The larger lenses would look like dark spots in the sky most of the time, getting brighter when they passed directly overhead. The furthest out one would have to be really huge to be worth the effort. When they were on the "full moon" side of the planet, they would either be invisible or they would have a tiny reflective spot that looked like a star moving slightly faster than itself. You would probably be able to see a ring of the outer edge most of the time.

### For the mirror case:

For a pass-through reflection, you'd need a big outer ring that reflected light to a smaller inner circle. This would be a circular shadow most of the time.

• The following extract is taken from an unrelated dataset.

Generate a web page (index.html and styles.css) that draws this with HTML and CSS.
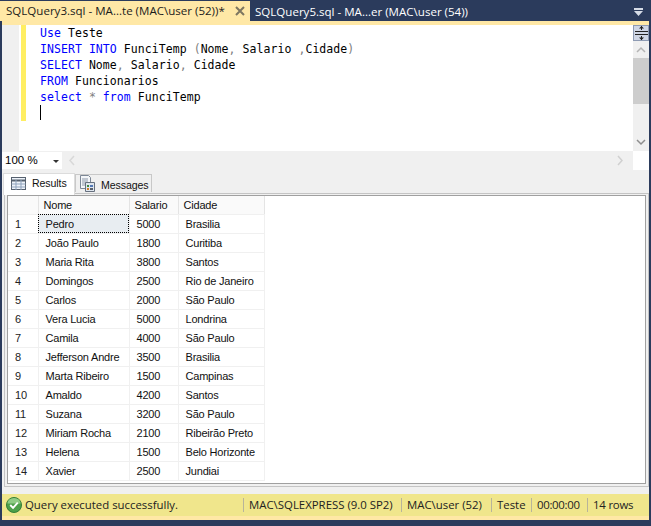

Regardless of what they looked like the rest of the time, when aligned, the device would probably a line in the ground, tracking the nearest mirror's trajectory, instead of just hitting a single spot. Even if you had all of the orbits offset from each other, that would only make the line less intense and more wavy leading up to the final burn. If you absolutely NEEDED it to just hit one spot, you might consider having an opaque shutter object that kept light off of the nearest lens except for when it hit the critical point.

Lenses... would probably be rather hard. Mirrors in satellites would be fairly easy. (I suspect easily doable with today's technology.)

The satellites could only deploy their mirrors at the appropriate time, and thus look less interesting the rest of the time. Multiple satellites would give you redundancy, so if you lose a few things still work. And mirrors could have their aim adjusted over time to give you hours of light beams.

The downside with either lenses or mirrors is that the target are would probably need to be very small. Big enough for the altar, but not for the congregation. (Actually, I think it would be about the size of the mirror/lens.)

One possible bonus: priesthood with appropriate communications technology and security codes could call for the light show whenever and wherever they want it.